Objective: Word for word, give the material below again, minus any images.

■ ■ ■ ■

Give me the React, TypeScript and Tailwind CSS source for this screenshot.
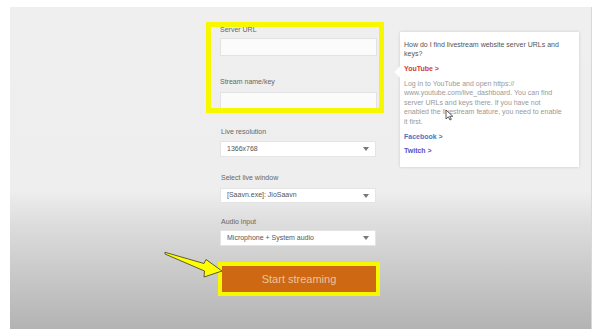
import React from "react";

const font = { fontFamily: '"Liberation Sans", Arial, sans-serif' };

const Label = ({ text, className }: { text: string; className: string }) => (
  <div className={`text-[7px] leading-[8px] text-[#666] ${className}`}>{text}</div>
);

const Select = ({ value, className }: { value: string; className: string }) => (
  <div
    className={`flex items-center justify-between w-[156px] bg-white border border-[#e4e4e4] pl-[6px] pr-[6px] text-[7px] text-[#555] ${className}`}
  >
    <span>{value}</span>
    <svg width="6" height="4" viewBox="0 0 6 4">
      <path d="M0 0 L6 0 L3 4 Z" fill="#777" />
    </svg>
  </div>
);

export default function App() {
  return (
    <div className="relative w-[600px] h-[333px] bg-white pl-[10px] pt-[7px] pr-[8px] pb-[4px]" style={font}>
      <div className="h-full flex pl-[196px] pt-[15px] border-r border-[#d8d8d8] bg-[linear-gradient(to_bottom,#efefef_0%,#eeeeee_57%,#dcdcdc_68%,#b3b3b3_100%)]">
        {/* Form column */}
        <div className="w-[178px] flex flex-col">
          <div className="h-[91px] border-[5px] border-[#f7f700] pl-[9px] pr-[2px] overflow-hidden">
            <Label text="Server URL" className="h-[12px] -mt-px" />
            <div className="w-[157px] h-[18px] bg-[#fbfbfb] border border-[#e2e2e2]" />
            <Label text="Stream name/key" className="mt-[22px] h-[14px]" />
            <div className="w-[157px] h-[18px] bg-[#fbfbfb] border border-[#e2e2e2]" />
          </div>

          <div className="pl-[14px]">
            <Label text="Live resolution" className="mt-[15px] h-[13px] pl-px" />
            <Select value="1366x768" className="h-[16px]" />
            <Label text="Select live window" className="mt-[17px] h-[14px] pl-px" />
            <Select value="[Saavn.exe]: JioSaavn" className="h-[15px]" />
            <Label text="Audio input" className="mt-[15px] h-[12px] pl-px" />
            <Select value="Microphone + System audio" className="h-[16px]" />
          </div>

          <div className="mt-[16px] ml-[12px] w-[162px] h-[34px] border-[4px] border-[#f7f700] bg-[#cf6812] flex items-center justify-center text-[11px] text-[#e9c59b]">
            Start streaming
          </div>
        </div>

        {/* Help tooltip */}
        <div className="relative ml-[16px] mt-[10px] w-[179px] h-[135px] bg-white shadow-[0_0_3px_rgba(0,0,0,0.15)] pl-[4px] pr-[6px] pt-[9px] text-[7px] leading-[9px]">
          <div className="absolute left-[-4px] top-[36px] w-[8px] h-[8px] bg-white rotate-45" />
          <div className="relative text-[#555] leading-[8.5px]">
            How do I find livestream website server URLs and keys?
          </div>
          <div className="mt-[6px] font-bold text-[#d23a32]">YouTube &gt;</div>
          <div className="mt-[6px] text-[#999] leading-[9.4px] whitespace-nowrap">
            Log in to YouTube and open https://
            <br />
            www.youtube.com/live_dashboard. You can find
            <br />
            server URLs and keys there. If you have not
            <br />
            enabled the livestream feature, you need to enable
            <br />
            it first.
          </div>
          <div className="mt-[6px] font-bold text-[#4f72c4]">Facebook &gt;</div>
          <div className="mt-[5px] font-bold text-[#5b4fc6]">Twitch &gt;</div>
        </div>
      </div>

      {/* Mouse cursor */}
      <svg className="absolute left-[445px] top-[109px]" width="9" height="12" viewBox="0 0 9 12">
        <path d="M1 1 L1 10 L3.3 7.8 L5 11 L6.3 10.4 L4.7 7.3 L7.8 7.3 Z" fill="#fff" stroke="#333" strokeWidth="0.8" />
      </svg>

      {/* Yellow arrow */}
      <svg className="absolute left-0 top-0 pointer-events-none" width="600" height="333">
        <polygon
          points="165,252.3 204,263.5 206,259.5 222,271 204,277 204.5,271 165,254"
          fill="#ffff00"
          stroke="#3a3a2a"
          strokeWidth="0.8"
          strokeLinejoin="round"
        />
      </svg>
    </div>
  );
}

■ ■ ■ ■

Solution for this task:
Give me the React, TypeScript and Tailwind CSS source for this screenshot.
import React from "react";

const font = { fontFamily: '"Liberation Sans", Arial, sans-serif' };

const Label = ({ text, className }: { text: string; className: string }) => (
  <div className={`text-[7px] leading-[8px] text-[#666] ${className}`}>{text}</div>
);

const Select = ({ value, className }: { value: string; className: string }) => (
  <div
    className={`flex items-center justify-between w-[156px] bg-white border border-[#e4e4e4] pl-[6px] pr-[6px] text-[7px] text-[#555] ${className}`}
  >
    <span>{value}</span>
    <svg width="6" height="4" viewBox="0 0 6 4">
      <path d="M0 0 L6 0 L3 4 Z" fill="#777" />
    </svg>
  </div>
);

export default function App() {
  return (
    <div className="relative w-[600px] h-[333px] bg-white pl-[10px] pt-[7px] pr-[8px] pb-[4px]" style={font}>
      <div className="h-full flex pl-[196px] pt-[15px] border-r border-[#d8d8d8] bg-[linear-gradient(to_bottom,#efefef_0%,#eeeeee_57%,#dcdcdc_68%,#b3b3b3_100%)]">
        {/* Form column */}
        <div className="w-[178px] flex flex-col">
          <div className="h-[91px] border-[5px] border-[#f7f700] pl-[9px] pr-[2px] overflow-hidden">
            <Label text="Server URL" className="h-[12px] -mt-px" />
            <div className="w-[157px] h-[18px] bg-[#fbfbfb] border border-[#e2e2e2]" />
            <Label text="Stream name/key" className="mt-[22px] h-[14px]" />
            <div className="w-[157px] h-[18px] bg-[#fbfbfb] border border-[#e2e2e2]" />
          </div>

          <div className="pl-[14px]">
            <Label text="Live resolution" className="mt-[15px] h-[13px] pl-px" />
            <Select value="1366x768" className="h-[16px]" />
            <Label text="Select live window" className="mt-[17px] h-[14px] pl-px" />
            <Select value="[Saavn.exe]: JioSaavn" className="h-[15px]" />
            <Label text="Audio input" className="mt-[15px] h-[12px] pl-px" />
            <Select value="Microphone + System audio" className="h-[16px]" />
          </div>

          <div className="mt-[16px] ml-[12px] w-[162px] h-[34px] border-[4px] border-[#f7f700] bg-[#cf6812] flex items-center justify-center text-[11px] text-[#e9c59b]">
            Start streaming
          </div>
        </div>

        {/* Help tooltip */}
        <div className="relative ml-[16px] mt-[10px] w-[179px] h-[135px] bg-white shadow-[0_0_3px_rgba(0,0,0,0.15)] pl-[4px] pr-[6px] pt-[9px] text-[7px] leading-[9px]">
          <div className="absolute left-[-4px] top-[36px] w-[8px] h-[8px] bg-white rotate-45" />
          <div className="relative text-[#555] leading-[8.5px]">
            How do I find livestream website server URLs and keys?
          </div>
          <div className="mt-[6px] font-bold text-[#d23a32]">YouTube &gt;</div>
          <div className="mt-[6px] text-[#999] leading-[9.4px] whitespace-nowrap">
            Log in to YouTube and open https://
            <br />
            www.youtube.com/live_dashboard. You can find
            <br />
            server URLs and keys there. If you have not
            <br />
            enabled the livestream feature, you need to enable
            <br />
            it first.
          </div>
          <div className="mt-[6px] font-bold text-[#4f72c4]">Facebook &gt;</div>
          <div className="mt-[5px] font-bold text-[#5b4fc6]">Twitch &gt;</div>
        </div>
      </div>

      {/* Mouse cursor */}
      <svg className="absolute left-[445px] top-[109px]" width="9" height="12" viewBox="0 0 9 12">
        <path d="M1 1 L1 10 L3.3 7.8 L5 11 L6.3 10.4 L4.7 7.3 L7.8 7.3 Z" fill="#fff" stroke="#333" strokeWidth="0.8" />
      </svg>

      {/* Yellow arrow */}
      <svg className="absolute left-0 top-0 pointer-events-none" width="600" height="333">
        <polygon
          points="165,252.3 204,263.5 206,259.5 222,271 204,277 204.5,271 165,254"
          fill="#ffff00"
          stroke="#3a3a2a"
          strokeWidth="0.8"
          strokeLinejoin="round"
        />
      </svg>
    </div>
  );
}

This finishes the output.